Task:
Copy out the listing that follows, exactly, without its pictures.

Data excerpt:
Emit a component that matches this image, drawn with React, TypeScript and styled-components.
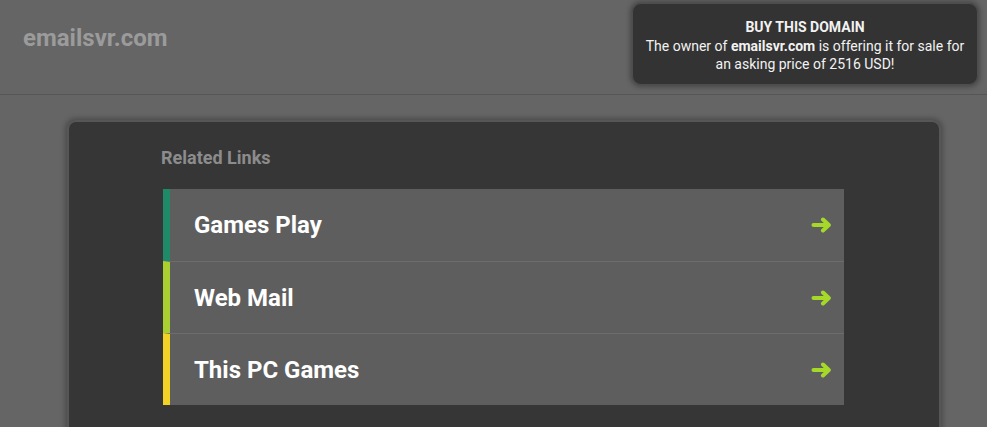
import React from "react";
import styled, { createGlobalStyle } from "styled-components";

const Global = createGlobalStyle`
  html, body { margin: 0; padding: 0; background: #656565; }
  body { font-family: Roboto, "Liberation Sans", Arial, sans-serif; }
  * { box-sizing: border-box; }
`;

const Page = styled.div`
  width: 987px;
  height: 427px;
  overflow: hidden;
  background: #656565;
`;

const Header = styled.header`
  height: 95px;
  border-bottom: 1px solid #565656;
  display: flex;
  justify-content: space-between;
  align-items: flex-start;
  padding: 0 9px 0 23px;
`;

const Logo = styled.div`
  margin-top: 24px;
  font-size: 24px;
  font-weight: 700;
  color: #9b9b9b;
  line-height: 28px;
`;

const BuyBox = styled.div`
  margin-top: 3px;
  width: 346px;
  height: 82px;
  background: #333333;
  border: 1px solid #4d4d4d;
  border-radius: 9px;
  box-shadow: 0 0 5px 2px rgba(0, 0, 0, 0.3);
  color: #f2f2f2;
  text-align: center;
  padding-top: 14px;
  font-size: 14px;
  line-height: 18px;
`;

const BuyTitle = styled.div`
  font-weight: 700;
  margin-bottom: 1px;
`;

const Strong = styled.b`
  font-weight: 700;
`;

const Card = styled.main`
  margin: 25px 46px 0 67px;
  height: 330px;
  background: #363636;
  border: 2px solid #565656;
  border-radius: 9px;
  box-shadow: 0 0 5px 2px rgba(0, 0, 0, 0.25);
  padding: 25px 0 0 92px;
`;

const Heading = styled.h2`
  margin: 0 0 20px;
  font-size: 18px;
  font-weight: 700;
  line-height: 22px;
  color: #8c8c8c;
`;

const List = styled.ul`
  list-style: none;
  margin: 0 0 0 2px;
  padding: 0;
  width: 681px;
`;

const Row = styled.li<{ $accent: string }>`
  height: 72px;
  display: flex;
  align-items: center;
  justify-content: space-between;
  background: #5e5e5e;
  border-left: 7px solid ${(p) => p.$accent};
  border-top: 1px solid #6c6c6c;
  padding: 0 12px 0 24px;
  &:first-child { border-top: none; }
`;

const Label = styled.span`
  font-size: 24px;
  font-weight: 700;
  color: #ffffff;
`;

const Arrow = () => (
  <svg width="21" height="16" viewBox="0 0 21 16">
    <path
      d="M2.5 8H17.5M12 2.5L17.8 8L12 13.5"
      fill="none"
      stroke="#a6d82a"
      strokeWidth="4"
      strokeLinecap="round"
      strokeLinejoin="round"
    />
  </svg>
);

const links = [
  { label: "Games Play", accent: "#1e8a68" },
  { label: "Web Mail", accent: "#a9cf30" },
  { label: "This PC Games", accent: "#f3d226" },
];

export default function App() {
  return (
    <Page>
      <Global />
      <Header>
        <Logo>emailsvr.com</Logo>
        <BuyBox>
          <BuyTitle>BUY THIS DOMAIN</BuyTitle>
          <div>
            The owner of <Strong>emailsvr.com</Strong> is offering it for sale for
          </div>
          <div>an asking price of 2516 USD!</div>
        </BuyBox>
      </Header>
      <Card>
        <Heading>Related Links</Heading>
        <List>
          {links.map((l) => (
            <Row key={l.label} $accent={l.accent}>
              <Label>{l.label}</Label>
              <Arrow />
            </Row>
          ))}
        </List>
      </Card>
    </Page>
  );
}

Full solution:
Emit a component that matches this image, drawn with React, TypeScript and styled-components.
import React from "react";
import styled, { createGlobalStyle } from "styled-components";

const Global = createGlobalStyle`
  html, body { margin: 0; padding: 0; background: #656565; }
  body { font-family: Roboto, "Liberation Sans", Arial, sans-serif; }
  * { box-sizing: border-box; }
`;

const Page = styled.div`
  width: 987px;
  height: 427px;
  overflow: hidden;
  background: #656565;
`;

const Header = styled.header`
  height: 95px;
  border-bottom: 1px solid #565656;
  display: flex;
  justify-content: space-between;
  align-items: flex-start;
  padding: 0 9px 0 23px;
`;

const Logo = styled.div`
  margin-top: 24px;
  font-size: 24px;
  font-weight: 700;
  color: #9b9b9b;
  line-height: 28px;
`;

const BuyBox = styled.div`
  margin-top: 3px;
  width: 346px;
  height: 82px;
  background: #333333;
  border: 1px solid #4d4d4d;
  border-radius: 9px;
  box-shadow: 0 0 5px 2px rgba(0, 0, 0, 0.3);
  color: #f2f2f2;
  text-align: center;
  padding-top: 14px;
  font-size: 14px;
  line-height: 18px;
`;

const BuyTitle = styled.div`
  font-weight: 700;
  margin-bottom: 1px;
`;

const Strong = styled.b`
  font-weight: 700;
`;

const Card = styled.main`
  margin: 25px 46px 0 67px;
  height: 330px;
  background: #363636;
  border: 2px solid #565656;
  border-radius: 9px;
  box-shadow: 0 0 5px 2px rgba(0, 0, 0, 0.25);
  padding: 25px 0 0 92px;
`;

const Heading = styled.h2`
  margin: 0 0 20px;
  font-size: 18px;
  font-weight: 700;
  line-height: 22px;
  color: #8c8c8c;
`;

const List = styled.ul`
  list-style: none;
  margin: 0 0 0 2px;
  padding: 0;
  width: 681px;
`;

const Row = styled.li<{ $accent: string }>`
  height: 72px;
  display: flex;
  align-items: center;
  justify-content: space-between;
  background: #5e5e5e;
  border-left: 7px solid ${(p) => p.$accent};
  border-top: 1px solid #6c6c6c;
  padding: 0 12px 0 24px;
  &:first-child { border-top: none; }
`;

const Label = styled.span`
  font-size: 24px;
  font-weight: 700;
  color: #ffffff;
`;

const Arrow = () => (
  <svg width="21" height="16" viewBox="0 0 21 16">
    <path
      d="M2.5 8H17.5M12 2.5L17.8 8L12 13.5"
      fill="none"
      stroke="#a6d82a"
      strokeWidth="4"
      strokeLinecap="round"
      strokeLinejoin="round"
    />
  </svg>
);

const links = [
  { label: "Games Play", accent: "#1e8a68" },
  { label: "Web Mail", accent: "#a9cf30" },
  { label: "This PC Games", accent: "#f3d226" },
];

export default function App() {
  return (
    <Page>
      <Global />
      <Header>
        <Logo>emailsvr.com</Logo>
        <BuyBox>
          <BuyTitle>BUY THIS DOMAIN</BuyTitle>
          <div>
            The owner of <Strong>emailsvr.com</Strong> is offering it for sale for
          </div>
          <div>an asking price of 2516 USD!</div>
        </BuyBox>
      </Header>
      <Card>
        <Heading>Related Links</Heading>
        <List>
          {links.map((l) => (
            <Row key={l.label} $accent={l.accent}>
              <Label>{l.label}</Label>
              <Arrow />
            </Row>
          ))}
        </List>
      </Card>
    </Page>
  );
}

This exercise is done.